Dairy NZ concurred with this, saying that more hard work still lies ahead for the industry if it wishes to increase efficiencies.
“Because we are already so efficient, there is no silver bullet to even greater efficiency - Significant investment in research and development is needed to find solutions,” Dairy NZ Chief Executive Tim Mackle said.
“[The] sector is committed and has research underway [but we still need] government support as we adopt new knowledge, practices and technology.
“[That said, we are] committed to remaining the most efficient producer of low emissions milk in the world - Our focus as a sector is sustaining our success as consumers and communities increasingly seek sustainably produced food.”
Most dairy firms in New Zealand have established sustainability strategies to reduce environmental impact, each contributing in their own way to the results of the report. Several also having marketed products based on sustainability tags – one of these is local dairy giant Fonterra with the nation’s first carbonzero milk.
Dubbed Simply Milk, the milk is the product of a partnership between Fonterra and local supermarket Foodstuffs, and has been certified as carbonzero by government-backed institution Toitu Envirocare.
“Simply Milk [enables us to] support the regeneration of 7.5 km2 of native forest near Kaikoura, as well as renewable energy programmes in overseas markets where Fonterra sells its products,” Fonterra Director of Sustainability Carolyn Mortland told us.
“The milk has been certified carbonzero through the purchase of carbon credits from Toitu Envirocare, which were used to offset the carbon emissions of making it.”
The way this works is that carbon emissions at the farm, manufacturing and distribution/retail stages all the way until consumption and disposal are evaluated, then projects are identified to offset said emissions.
The firm has also recently launched a carbonzero certified organic butter product to cater to consumers interested in brands actively communicating sustainability achievements. The butter will be launching in South East Asia come April 2020.
“Achieving carbonzero certification for products like Organic Butter is a great way for us to help our customers and the environment in the short-term, while we work towards net zero in our operations,” added Fonterra Sustainability Solutions Senior Manager Lara Phillips.
“[We offset the carbon footprints of the butter] with high quality carbon credits approved by Toitū, for example from native forest regeneration or renewable energy projects [to help] consumers buy products that make a difference.”
Miraka on the other hand uses geothermal power for all its factory operations and claims to be the first in New Zealand to incentivise a Farm Excellence programme which gives financial incentives to farmers that make operations more sustainable.
“Under this programme, we audit and score each of our 100 farms based on the five categories of people, cows, milk, prosperity and the environment, and at the end of it, the higher scores a farm gets in the audit, the higher the milk payment received,” said Hemi.
“We adjust the standards for this yearly and lift these each time based on both national and international standards, so as to meet the quality and demand of the international market.”
What can be done better
As for how New Zealand can continue to improve in terms of its sustainability achievements, Hemi added that the biggest challenge to further progress is mindset.
“Because New Zealand dairy is so successful, many people find it hard to see why there is a need to change, or tend to ask why not others catch up with us instead – but that’s really not the key to the way forward,” he said.
“We all need to cross that finish line together, and the only way for everyone to do so is to seek solutions outside of the box and keep improving in this area – bigger companies with bigger footprints especially need to change the most moving forward, and it is important to keep looking for the biggest opportunities for innovation in this space, not at who is in first or last place.”
Fonterra on the other hand believes that the way forward is to guide farmers to continuously improve by ‘ensuring they understand their emissions profiles’.
“Last year all our farmers received a greenhouse gas emission report specific to their farms.

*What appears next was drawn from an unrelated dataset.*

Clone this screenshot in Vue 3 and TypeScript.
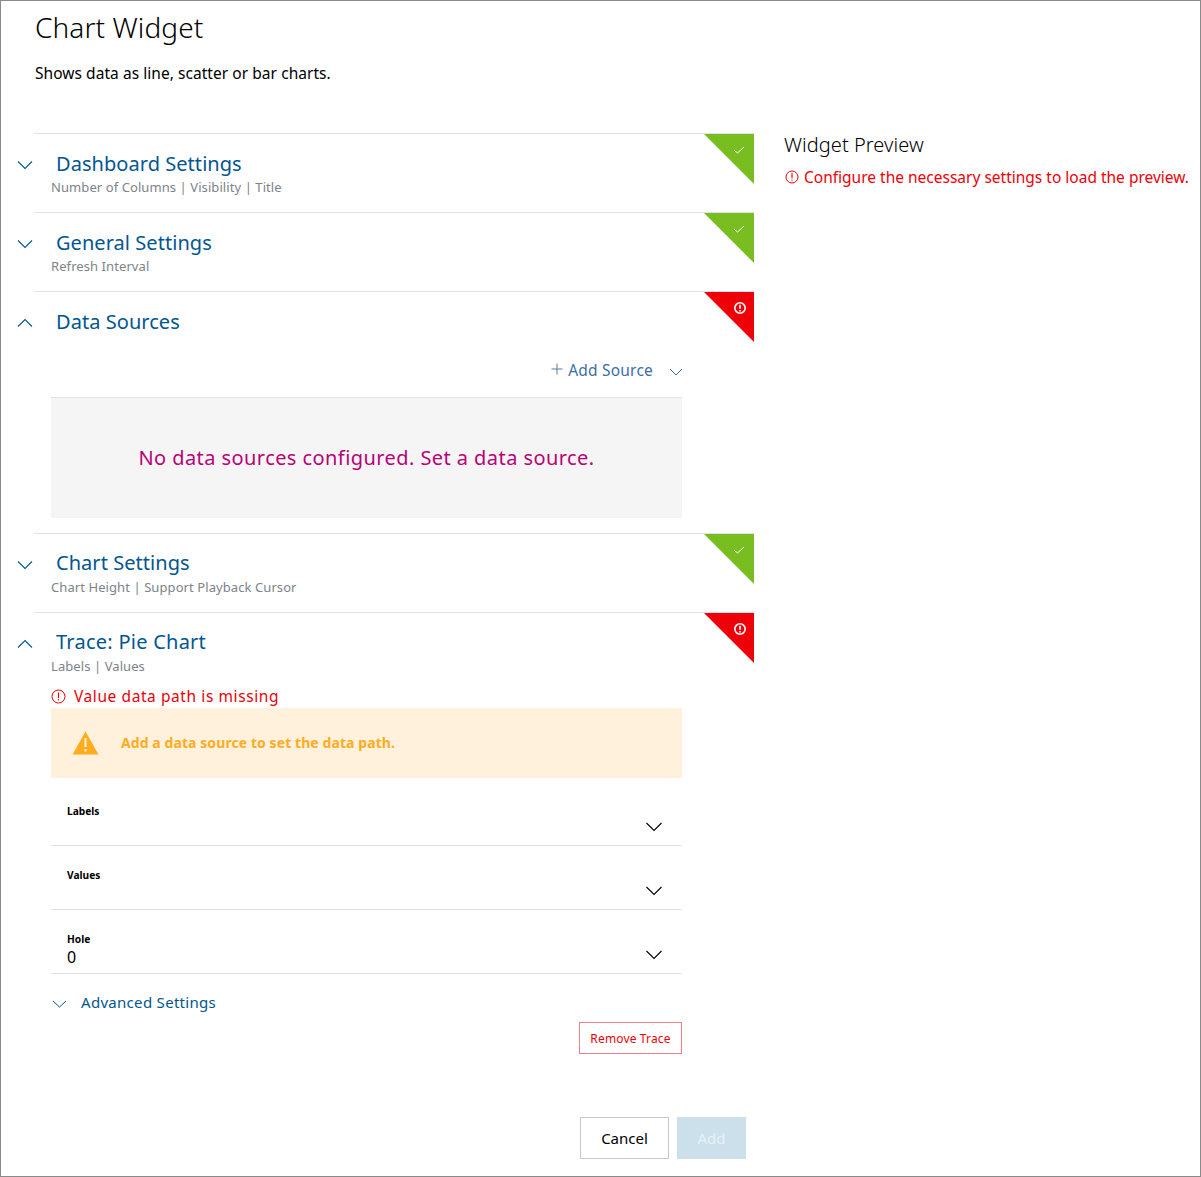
<script setup lang="ts">
const chevronDown = 'M1 1.5 L8 8.5 L15 1.5'
const chevronUp = 'M1 8.5 L8 1.5 L15 8.5'
const fields = [
  { label: 'Labels', value: '' },
  { label: 'Values', value: '' },
  { label: 'Hole', value: '0' },
]
</script>

<template>
  <div class="page">
    <header class="head">
      <h1 class="title">Chart Widget</h1>
      <p class="desc">Shows data as line, scatter or bar charts.</p>
    </header>

    <div class="columns">
      <main class="main">
        <section class="section">
          <div class="corner ok">
            <svg class="corner-icon" width="12" height="10" viewBox="0 0 12 10"><path d="M1 5 L4.5 8 L11 2" fill="none" stroke="#fff" stroke-width="1"/></svg>
          </div>
          <div class="sec-head">
            <svg class="chev" width="16" height="10" viewBox="0 0 16 10"><path :d="chevronDown" /></svg>
            <h2 class="sec-title">Dashboard Settings</h2>
          </div>
          <div class="sec-sub">Number of Columns | Visibility | Title</div>
        </section>

        <section class="section">
          <div class="corner ok">
            <svg class="corner-icon" width="12" height="10" viewBox="0 0 12 10"><path d="M1 5 L4.5 8 L11 2" fill="none" stroke="#fff" stroke-width="1"/></svg>
          </div>
          <div class="sec-head">
            <svg class="chev" width="16" height="10" viewBox="0 0 16 10"><path :d="chevronDown" /></svg>
            <h2 class="sec-title">General Settings</h2>
          </div>
          <div class="sec-sub">Refresh Interval</div>
        </section>

        <section class="section open-sources">
          <div class="corner bad">
            <svg class="corner-icon bad-icon" width="14" height="14" viewBox="0 0 14 14">
              <circle cx="7" cy="7" r="5.2" fill="none" stroke="#fff" stroke-width="1.6"/>
              <path d="M7 3.8 V7.8 M7 9 V10.4" stroke="#fff" stroke-width="1.7"/>
            </svg>
          </div>
          <div class="sec-head">
            <svg class="chev" width="16" height="10" viewBox="0 0 16 10"><path :d="chevronUp" /></svg>
            <h2 class="sec-title">Data Sources</h2>
          </div>
          <div class="add-row">
            <svg class="plus" width="12" height="12" viewBox="0 0 12 12"><path d="M6 0.5 V11.5 M0.5 6 H11.5" /></svg>
            <span class="add-text">Add Source</span>
            <svg class="add-chev" width="14" height="8" viewBox="0 0 14 8"><path d="M1 1 L7 7 L13 1" /></svg>
          </div>
          <div class="empty">No data sources configured. Set a data source.</div>
        </section>

        <section class="section tight">
          <div class="corner ok">
            <svg class="corner-icon" width="12" height="10" viewBox="0 0 12 10"><path d="M1 5 L4.5 8 L11 2" fill="none" stroke="#fff" stroke-width="1"/></svg>
          </div>
          <div class="sec-head">
            <svg class="chev" width="16" height="10" viewBox="0 0 16 10"><path :d="chevronDown" /></svg>
            <h2 class="sec-title">Chart Settings</h2>
          </div>
          <div class="sec-sub">Chart Height | Support Playback Cursor</div>
        </section>

        <section class="section trace tight">
          <div class="corner bad">
            <svg class="corner-icon bad-icon" width="14" height="14" viewBox="0 0 14 14">
              <circle cx="7" cy="7" r="5.2" fill="none" stroke="#fff" stroke-width="1.6"/>
              <path d="M7 3.8 V7.8 M7 9 V10.4" stroke="#fff" stroke-width="1.7"/>
            </svg>
          </div>
          <div class="sec-head">
            <svg class="chev" width="16" height="10" viewBox="0 0 16 10"><path :d="chevronUp" /></svg>
            <h2 class="sec-title">Trace: Pie Chart</h2>
          </div>
          <div class="sec-sub">Labels | Values</div>
          <div class="trace-error">
            <svg width="15" height="15" viewBox="0 0 15 15"><circle cx="7.5" cy="7.5" r="6.5" fill="none" stroke="#ed0007" stroke-width="1"/><path d="M7.5 3.5 V9 M7.5 10 V11.5" stroke="#ed0007" stroke-width="1.1"/></svg>
            <span>Value data path is missing</span>
          </div>
          <div class="warning">
            <svg width="27" height="24" viewBox="0 0 27 24">
              <path d="M13.5 0.5 L26.5 23.5 H0.5 Z" fill="#ffac1f"/>
              <path d="M13.5 7 V16 M13.5 18 V20.5" stroke="#fff1dc" stroke-width="2"/>
            </svg>
            <span>Add a data source to set the data path.</span>
          </div>
          <div class="fields">
            <div v-for="f in fields" :key="f.label" class="field">
              <div class="field-label">{{ f.label }}</div>
              <div class="field-value">{{ f.value }}</div>
              <svg class="field-chev" width="16" height="10" viewBox="0 0 16 10"><path d="M0.5 1 L8 8.5 L15.5 1" /></svg>
            </div>
          </div>
          <div class="advanced">
            <svg width="15" height="8" viewBox="0 0 15 8"><path d="M1 1 L7.5 7 L14 1" /></svg>
            <span>Advanced Settings</span>
          </div>
          <div class="remove-row">
            <button class="remove" type="button">Remove Trace</button>
          </div>
        </section>
      </main>

      <aside class="preview">
        <h3 class="preview-title">Widget Preview</h3>
        <div class="preview-error">
          <svg width="14" height="14" viewBox="0 0 14 14"><circle cx="7" cy="7" r="6" fill="none" stroke="#ed0007" stroke-width="1"/><path d="M7 3 V8.2 M7 9.4 V10.8" stroke="#ed0007" stroke-width="1.1"/></svg>
          <span>Configure the necessary settings to load the preview.</span>
        </div>
      </aside>
    </div>

    <footer class="actions">
      <button class="btn cancel" type="button">Cancel</button>
      <button class="btn add" type="button">Add</button>
    </footer>
  </div>
</template>

<style>
html, body { margin: 0; background: #fff; }
</style>

<style scoped>
.page {
  box-sizing: border-box;
  width: 1201px;
  height: 1177px;
  border: 1px solid #8a8a8a;
  background: #fff;
  font-family: "Noto Sans", "Liberation Sans", sans-serif;
  color: #000;
  display: flex;
  flex-direction: column;
  overflow: hidden;
}
.head { padding: 8px 0 0 34px; }
.title { margin: 0; font-size: 28px; line-height: 36px; font-weight: 300; letter-spacing: 0.1px; }
.desc { margin: 17px 0 0; font-size: 15.5px; line-height: 22px; letter-spacing: 0.05px; }
.columns { display: flex; margin-top: 49px; padding-left: 33px; }
.main { width: 720px; flex: none; }
.preview { margin-left: 30px; }
.section {
  position: relative;
  box-sizing: border-box;
  height: 79px;
  border-top: 1px solid #e0e2e5;
}
.open-sources { height: 242px; }
.trace { height: auto; }
.corner { position: absolute; top: 0; right: 0; width: 50px; height: 50px; clip-path: polygon(0 0, 100% 0, 100% 100%); }
.ok { background: #78be20; }
.bad { background: #ed0007; }
.corner-icon { position: absolute; top: 11px; right: 9px; }
.bad-icon { top: 9px; right: 7px; }
.sec-head { display: flex; align-items: center; height: 24px; margin-top: 18px; margin-left: -17px; }
.chev { flex: none; fill: none; margin-top: 2px; }
.chev path { fill: none; stroke: #005691; stroke-width: 1.1; }
.sec-title { margin: 0 0 0 23px; font-size: 20px; font-weight: 400; line-height: 24px; color: #005691; letter-spacing: 0.05px; }
.tight .sec-title { margin-top: -2px; }
.trace .sec-title { letter-spacing: 0.25px; }
.sec-sub { margin: 2px 0 0 17px; font-size: 13px; line-height: 18px; color: #7d8389; letter-spacing: 0.08px; }
.add-row { display: flex; align-items: center; justify-content: flex-end; height: 24px; margin: 24px 71px 0 0; }
.plus { margin-top: -2px; }
.plus path { stroke: #5a7ca8; stroke-width: 1; fill: none; }
.add-text { margin-left: 5px; font-size: 15.5px; color: #3b6ea5; letter-spacing: 0.2px; }
.add-chev { margin-left: 16px; margin-top: 3px; }
.add-chev path { fill: none; stroke: #3b6ea5; stroke-width: 1; }
.empty {
  box-sizing: border-box;
  margin: 15px 72px 0 17px;
  height: 121px;
  padding-bottom: 2px;
  border-top: 1px solid #e0e2e5;
  background: #f5f5f5;
  display: flex;
  align-items: center;
  justify-content: center;
  color: #b90276;
  font-size: 20px;
  letter-spacing: 0.43px;
}
.trace-error { display: flex; align-items: center; gap: 8px; margin: 11px 0 0 17px; height: 20px; color: #ed0007; font-size: 15.5px; letter-spacing: 0.58px; }
.warning {
  box-sizing: border-box;
  display: flex;
  align-items: center;
  gap: 22px;
  height: 70px;
  margin: 2px 72px 0 17px;
  padding: 0 0 2px 21px;
  background: #fff1dc;
  color: #ffac1f;
  font-size: 14px;
  font-weight: 700;
  letter-spacing: 0.08px;
}
.warning svg { margin-bottom: -2px; }
.fields { margin-top: 4px; }
.field {
  box-sizing: border-box;
  position: relative;
  height: 64px;
  margin: 0 72px 0 17px;
  padding: 22px 16px 0;
  border-bottom: 1px solid #e0e2e5;
}
.field-label { font-size: 10.2px; font-weight: 700; line-height: 14px; }
.field-value { font-size: 16px; line-height: 20px; margin-top: 1px; }
.field-chev { position: absolute; right: 20px; bottom: 13px; }
.field-chev path { fill: none; stroke: #000; stroke-width: 1.1; }
.advanced { display: flex; align-items: center; gap: 14px; margin: 18px 0 0 18px; height: 20px; font-size: 15px; color: #005691; letter-spacing: 0.3px; }
.advanced svg { margin-top: 3px; }
.advanced path { fill: none; stroke: #005691; stroke-width: 1; }
.remove-row { display: flex; justify-content: flex-end; margin: 10px 72px 0 0; }
.remove {
  box-sizing: border-box;
  width: 103px;
  height: 32px;
  padding: 0;
  background: #fff;
  border: 1px solid #ee7f8c;
  color: #ed0007;
  font: inherit;
  font-size: 12px;
  letter-spacing: 0.15px;
}
.preview-title { margin: 0; font-size: 20px; line-height: 24px; font-weight: 300; letter-spacing: 0.05px; }
.preview-error { display: flex; align-items: center; gap: 5px; margin-top: 9px; padding-left: 1px; font-size: 15.5px; line-height: 22px; color: #ed0007; white-space: nowrap; }
.actions { display: flex; justify-content: flex-end; gap: 8px; margin-top: auto; padding: 0 454px 17px 0; }
.btn { box-sizing: border-box; height: 42px; padding: 0; font: inherit; font-size: 15px; }
.cancel { width: 89px; background: #fff; border: 1px solid #c8c8c8; color: #000; }
.add { width: 69px; background: #cce0eb; border: none; color: #e8f1f6; }
</style>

It’s a very practical step toward helping New Zealand meet climate change commitments,” Fonterra Director On-Farm Excellence Charlotte Rutherford said in a statement.
“[We are also working on solutions] to reduce emissions from cows such as Kowbucha (fermentations under R&D which could switch off the bad bugs crating methane in cows) as well as teamed up with Nestle and Dairy NZ on trials to improve waterways and reduce on-farm greenhouse gas emissions.”
Overall, a good lot of work seems to still lie ahead for the New Zealand dairy industry in maximising its sustainability potential, so according to Hemi: “Don’t think there’s no more work to do – there is lots more to be done for ourselves and we also need to help those facing bigger challenges, as we do all need to do this together.”